ECLI:NL:RVS:2013:BZ1644

Raad van State

Datum uitspraak
20 februari 2013
Publicatiedatum
8 april 2013
Zaaknummer
201206620/1/A2
Instantie
Raad van State
Type
Uitspraak
Rechtsgebied
Bestuursrecht
Procedures
  • Hoger beroep
Rechters
Vindplaatsen
  • Rechtspraak.nl
AI samenvatting door LexboostAutomatisch gegenereerd

Afwijzing aanvraag peiljaarverlegging door de Raad voor Rechtsbijstand

In deze zaak gaat het om het hoger beroep van [appellant] tegen de uitspraak van de rechtbank 's-Hertogenbosch van 24 mei 2012, waarin het beroep tegen de afwijzing van zijn aanvraag om peiljaarverlegging door de Raad voor Rechtsbijstand ongegrond werd verklaard. De Raad had op 28 januari 2011 de aanvraag van [appellant] om peiljaarverlegging afgewezen, omdat deze niet tijdig was ingediend. De rechtbank bevestigde deze afwijzing, waarna [appellant] in hoger beroep ging.
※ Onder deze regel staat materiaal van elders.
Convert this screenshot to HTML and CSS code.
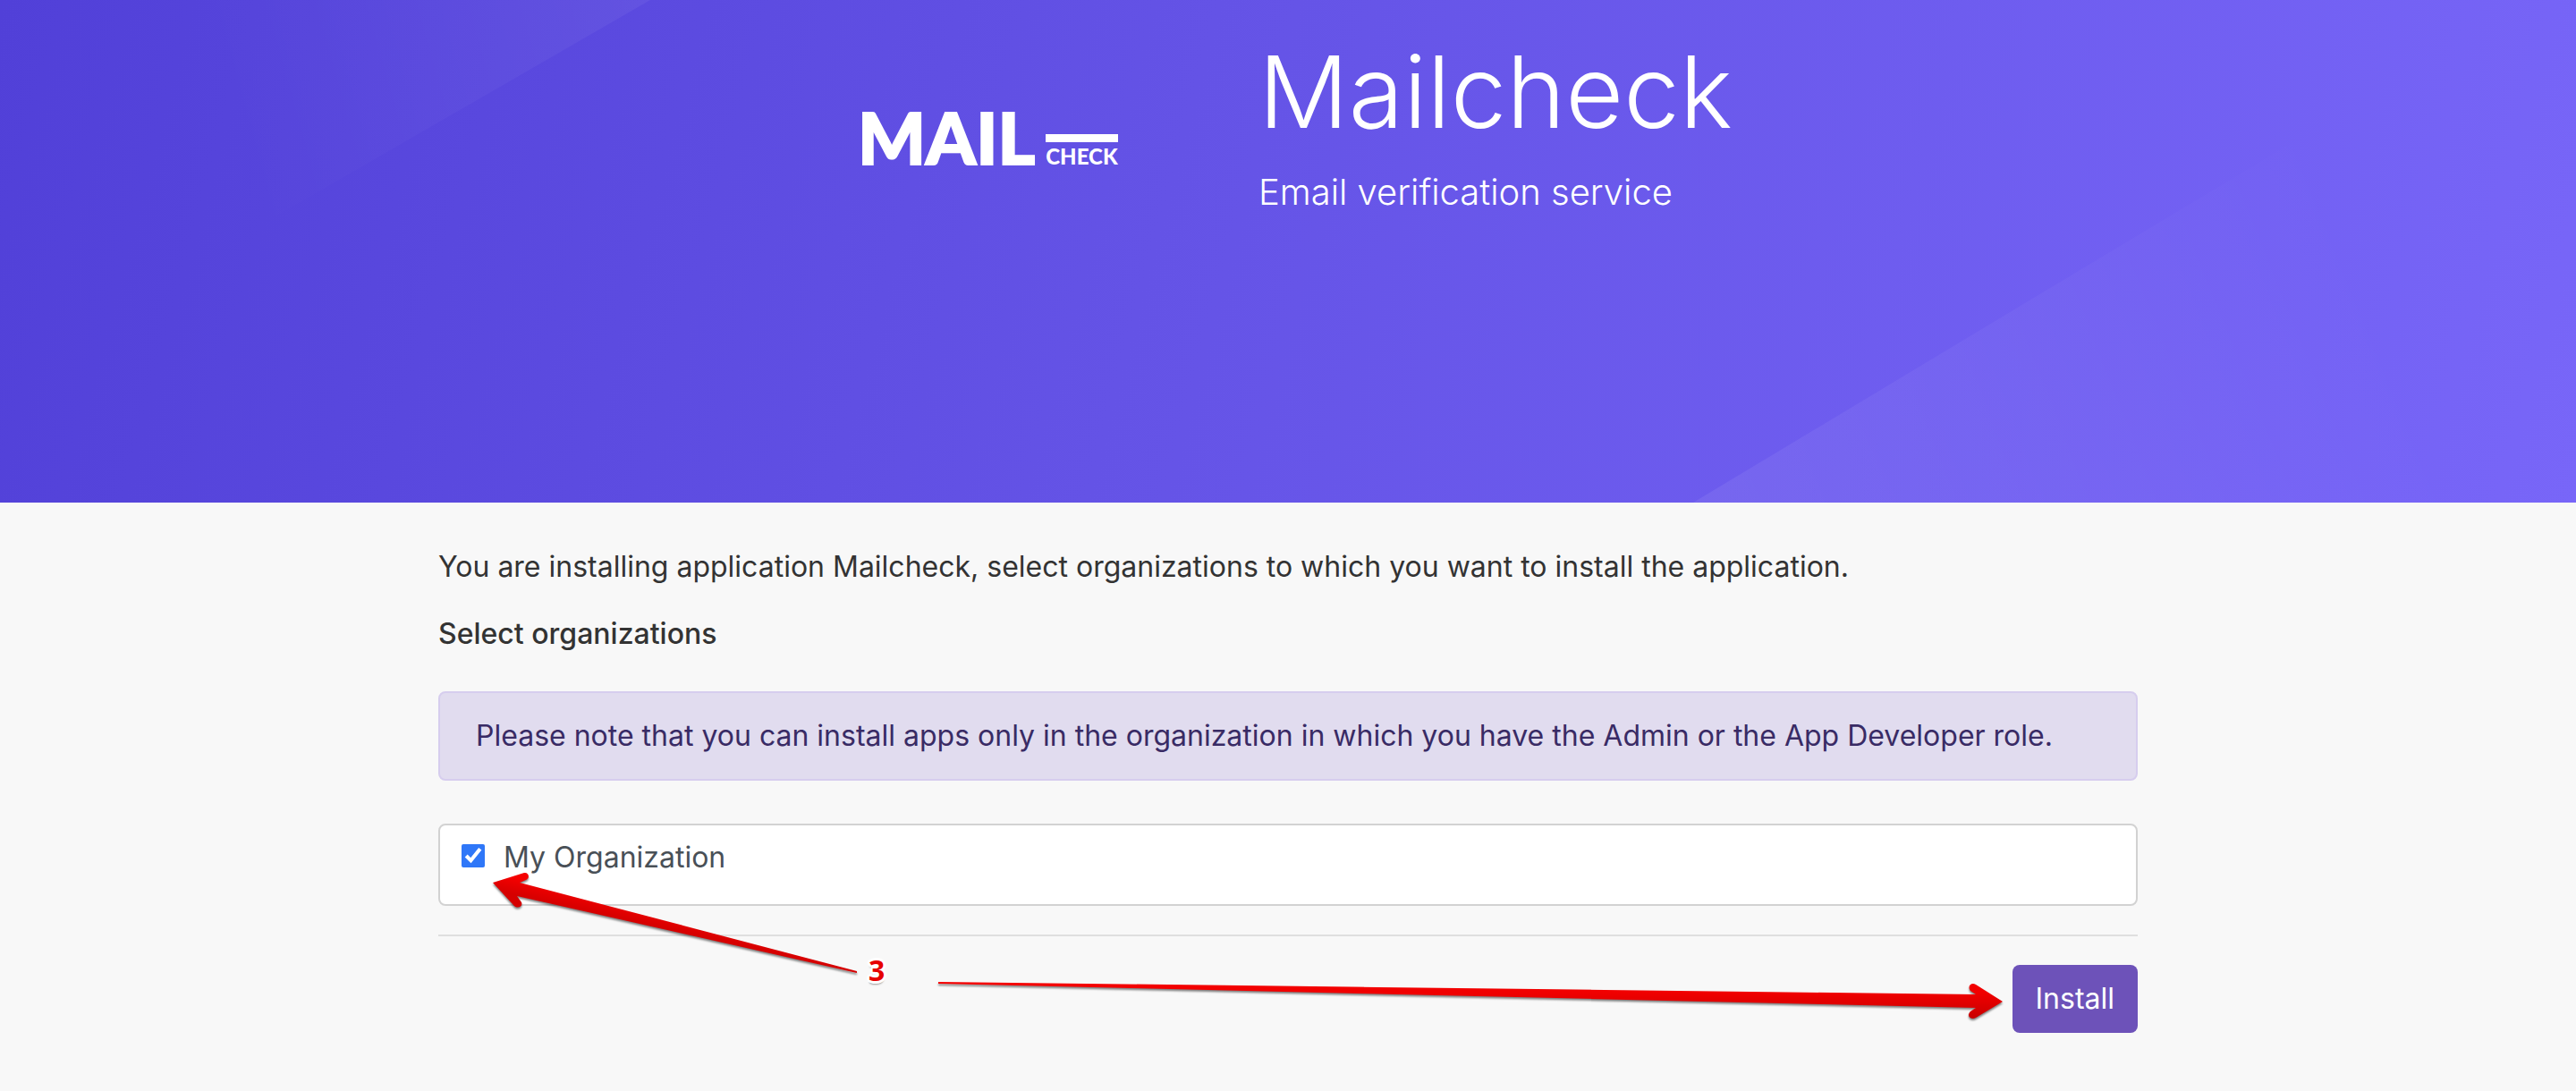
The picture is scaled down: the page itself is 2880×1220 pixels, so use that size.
FILE: index.html
```html
<!DOCTYPE html>
<html lang="en">
<head>
<meta charset="utf-8">
<title>Install Mailcheck</title>
<link rel="stylesheet" href="styles.css">
</head>
<body>
<header class="hero">
  <svg class="hero-shapes" viewBox="0 0 2880 562" preserveAspectRatio="none" aria-hidden="true">
    <defs>
      <linearGradient id="fadeLeft" gradientUnits="userSpaceOnUse" x1="727" y1="0" x2="250" y2="130">
        <stop offset="0" stop-color="#fff" stop-opacity=".05"/>
        <stop offset="1" stop-color="#fff" stop-opacity="0"/>
      </linearGradient>
      <linearGradient id="fadeRight" gradientUnits="userSpaceOnUse" x1="1900" y1="562" x2="2640" y2="260">
        <stop offset="0" stop-color="#fff" stop-opacity=".07"/>
        <stop offset="1" stop-color="#fff" stop-opacity="0"/>
      </linearGradient>
    </defs>
    <path d="M0 0H727L0 420Z" fill="url(#fadeLeft)"/>
    <path d="M1893 562L2828 0H2880V562Z" fill="url(#fadeRight)"/>
  </svg>
  <div class="hero-inner">
    <div class="logo">
      <span class="logo-main">MAIL</span>
      <span class="logo-side">CHECK</span>
    </div>
    <div class="hero-text">
      <h1>Mailcheck</h1>
      <p>Email verification service</p>
    </div>
  </div>
</header>
<main class="content">
  <p class="intro">You are installing application Mailcheck, select organizations to which you want to install the application.</p>
  <h2>Select organizations</h2>
  <div class="alert">Please note that you can install apps only in the organization in which you have the Admin or the App Developer role.</div>
  <form class="install-form">
    <div class="org-card">
      <input type="checkbox" id="org" checked>
      <label for="org">My Organization</label>
    </div>
    <hr>
    <div class="actions">
      <button type="button">Install</button>
    </div>
    <svg class="arrow arrow-left" width="480" height="170" viewBox="0 0 480 170" aria-hidden="true">
      <defs>
        <linearGradient id="shadeLeft" gradientUnits="userSpaceOnUse" x1="264" y1="100" x2="260" y2="118">
          <stop offset="0" stop-color="#f50000"/>
          <stop offset="1" stop-color="#d60000"/>
        </linearGradient>
      </defs>
      <path d="M61 66L96 55C101 54 103 61 98 63L91 66L468 165V167L88 81L93 88C95 93 88 96 84 91Z" fill="url(#shadeLeft)"/>
    </svg>
    <span class="step">3</span>
    <svg class="arrow arrow-right" width="1200" height="50" viewBox="0 0 1200 50" aria-hidden="true">
      <defs>
        <linearGradient id="shadeRight" x1="0" y1="0" x2="0" y2="1">
          <stop offset="0" stop-color="#f50000"/>
          <stop offset=".3" stop-color="#f00000"/>
          <stop offset="1" stop-color="#c80000"/>
        </linearGradient>
      </defs>
      <path d="M10 2L1170 16L1164 12C1160 7 1165 2 1170 5L1200 24L1170 42C1164 45 1159 40 1164 35L1170 31L10 4Z" fill="url(#shadeRight)"/>
    </svg>
  </form>
</main>
</body>
</html>
```
FILE: styles.css
```css
* { box-sizing: border-box; }

body {
  margin: 0;
  background: #f8f8f8;
  color: #333;
  font-family: Inter, "Liberation Sans", sans-serif;
  font-size: 32px;
  line-height: 48px;
}

h1, h2, p { margin: 0; }

.hero {
  position: relative;
  min-height: 562px;
  padding: 36px 0;
  background: linear-gradient(105deg, #5140d8 0%, #6453e6 45%, #7866f8 100%);
  color: #fff;
}

.hero-shapes {
  position: absolute;
  inset: 0;
  width: 100%;
  height: 100%;
}

.hero-inner {
  position: relative;
  display: grid;
  grid-template-columns: 384px 1fr;
  column-gap: 60px;
  max-width: 1954px;
  margin: 0 auto;
  padding-left: 496px;
}

.logo {
  display: flex;
  align-items: flex-end;
  gap: 12px;
  height: 155px;
  font-family: Lato, sans-serif;
  font-weight: 900;
}

.logo-main {
  font-size: 80px;
  line-height: 76px;
  -webkit-text-stroke: 2px #fff;
}

.logo-side {
  border-top: 9px solid #fff;
  font-size: 24px;
  line-height: 32px;
}

.hero-text {
  padding-left: 4px;
}

.hero-text h1 {
  font-size: 112px;
  font-weight: 300;
  line-height: 132px;
}

.hero-text p {
  margin-top: 17px;
  font-size: 40px;
  font-weight: 300;
  line-height: 60px;
}

.content {
  max-width: 1960px;
  margin: 0 auto;
  padding: 48px 30px 64px;
}

.content h2 {
  margin-top: 27px;
  font-size: 32px;
  font-weight: 500;
  line-height: 48px;
}

.alert {
  margin-top: 40px;
  padding: 24px 40px;
  border: 2px solid #d6cdee;
  border-radius: 8px;
  background: #e1dcef;
  color: #392b65;
}

.install-form {
  position: relative;
  margin-top: 48px;
}

.org-card {
  display: flex;
  align-items: flex-start;
  gap: 21px;
  min-height: 92px;
  padding: 12px 24px;
  border: 2px solid #d2d2d2;
  border-radius: 8px;
  background: #fff;
  color: #495057;
}

.org-card input {
  width: 26px;
  height: 26px;
  margin: 9px 0;
  accent-color: #2f77f8;
}

.install-form hr {
  margin: 32px 0;
  border: 0;
  border-top: 2px solid #dfdfdf;
}

.actions {
  display: flex;
  justify-content: flex-end;
}

.actions button {
  padding: 14px 26px;
  border: 0;
  border-radius: 8px;
  background: #6d52b9;
  color: #fff;
  font: inherit;
}

.arrow {
  position: absolute;
  overflow: visible;
  filter: drop-shadow(0 2px 1px rgba(0, 0, 0, .5));
  pointer-events: none;
}

.arrow-left { left: 0; top: 0; }

.arrow-right { right: 151px; top: 175px; }

.step {
  position: absolute;
  left: 481px;
  top: 140px;
  color: #e60000;
  font-family: "Open Sans", sans-serif;
  font-weight: 700;
  text-shadow: 3px 0 #fff, -3px 0 #fff, 0 3px #fff, 0 -3px #fff, 2px 2px #fff, -2px 2px #fff, 2px -2px #fff, -2px -2px #fff, 0 4px 2px #999;
}
```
De Afdeling bestuursrechtspraak van de Raad van State heeft de zaak op 30 januari 2013 behandeld. [appellant] betoogde dat zijn bezwaar tegen de afwijzing van de aanvraag om een toevoeging gelijkgesteld moest worden met een aanvraag om peiljaarverlegging. Hij voerde aan dat de rechtbank niet had onderkend dat zijn aanvraag niet losgekoppeld kon worden van zijn bezwaar. De Raad van State oordeelde echter dat de aanvraag om peiljaarverlegging een zelfstandige betekenis heeft en niet kan worden vereenzelvigd met het maken van bezwaar.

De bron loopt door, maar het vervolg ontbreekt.